Agonizing_Gas
Shared on Sun, 02/18/2007 - 04:01Recently I've come to the sad realization that I play games way too much. While it's been obvious for a long time, it's not something that Ive wanted to let myself admit to. It's like finally coming to grips with your crack addiction or trying to pry your lips off of a bottle that has become entirely too comfortable in your hand. And it wasn't family or friends that made me see the light, it was actually one single game that has eating away at me for over a year. Not surprisingly, this game is World of Warcraft.

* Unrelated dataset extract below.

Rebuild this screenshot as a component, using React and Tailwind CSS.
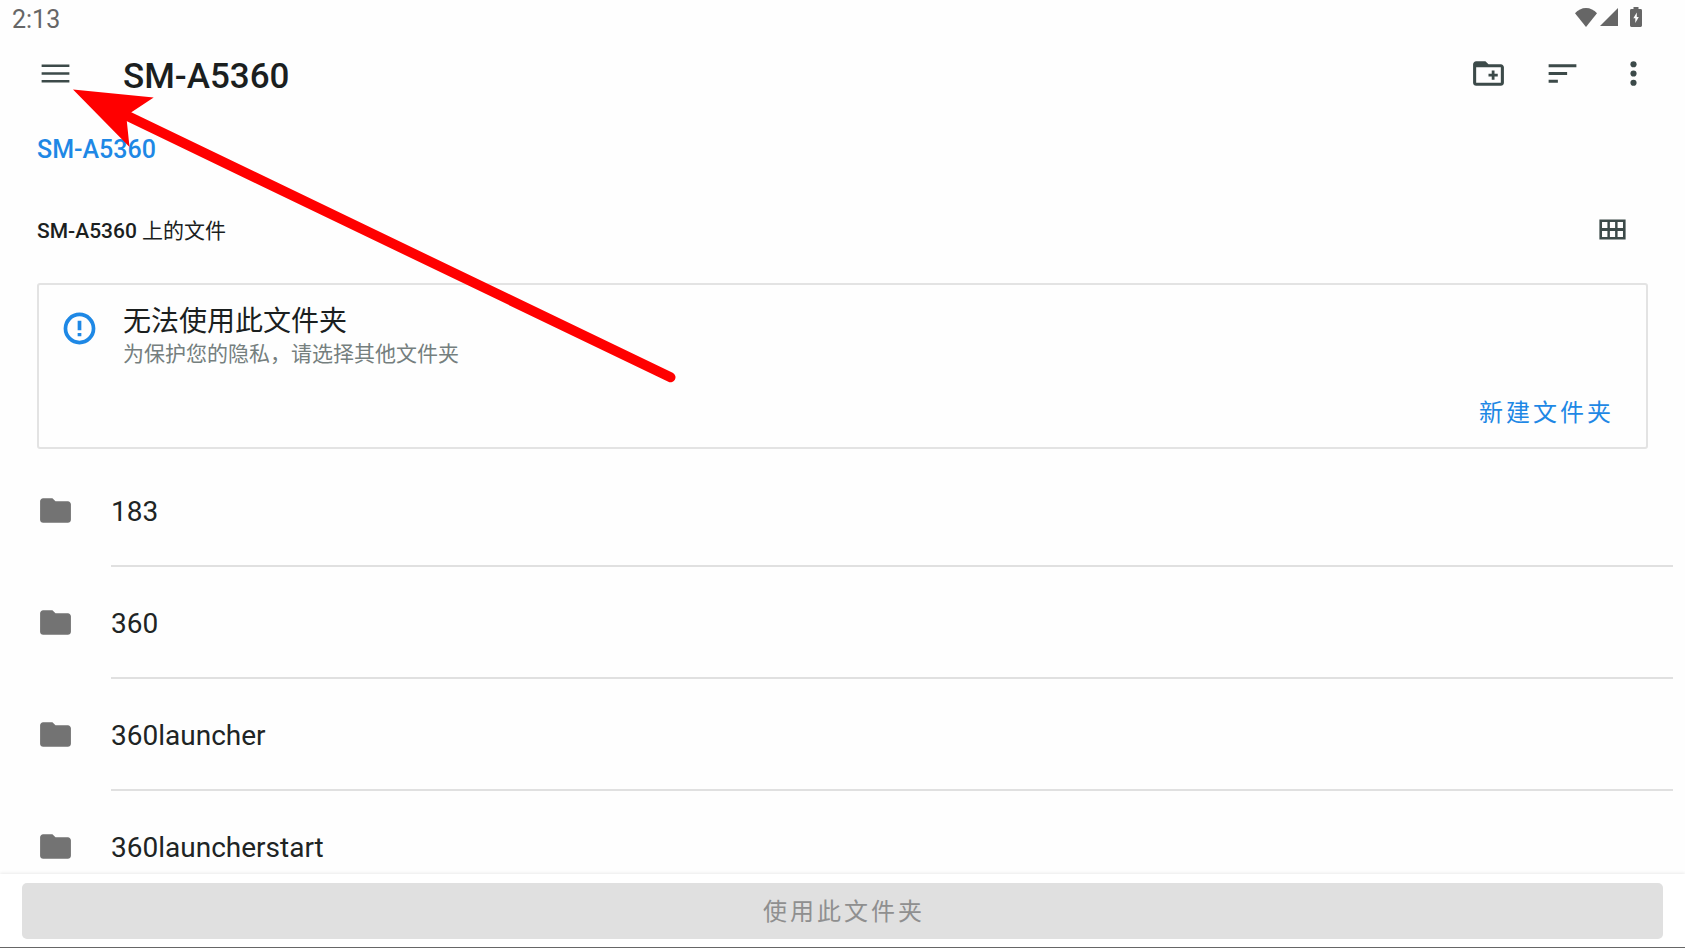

If you've kept up on my blog, you'll know that I've been going through some trying times over the past year or so. Actually, it would be safe to say that the past couple years have been fairly rough for me personally. Finally, I'm starting to feel a bit like myself again, and I'm displeased with how much WoW I play, and how much real life I pass on actually living just so I can have one of my characters learn a new spell or grab a rare drop off of some monster. Now, I don't consider it all a loss of time, as I've met some folks and made some friends that I might not have if I hadn't given the free trial of WoW that I got a shot. A few people in my guild have become a daily fixture in my life, and I think that they are harder to walk away from than the game itself. Some of these friends have been there for the darkest period of my adult life, and others have helped me get past that period and given support when I didn't have anyone in "real life" doing it in the same way. I don't think that any of the people in my guild will realize how important they were to me over the past few months (year?) nor will they ever know how much they helped. If any of you guys read my blog, I thank you from my heart. You guys and gals rock.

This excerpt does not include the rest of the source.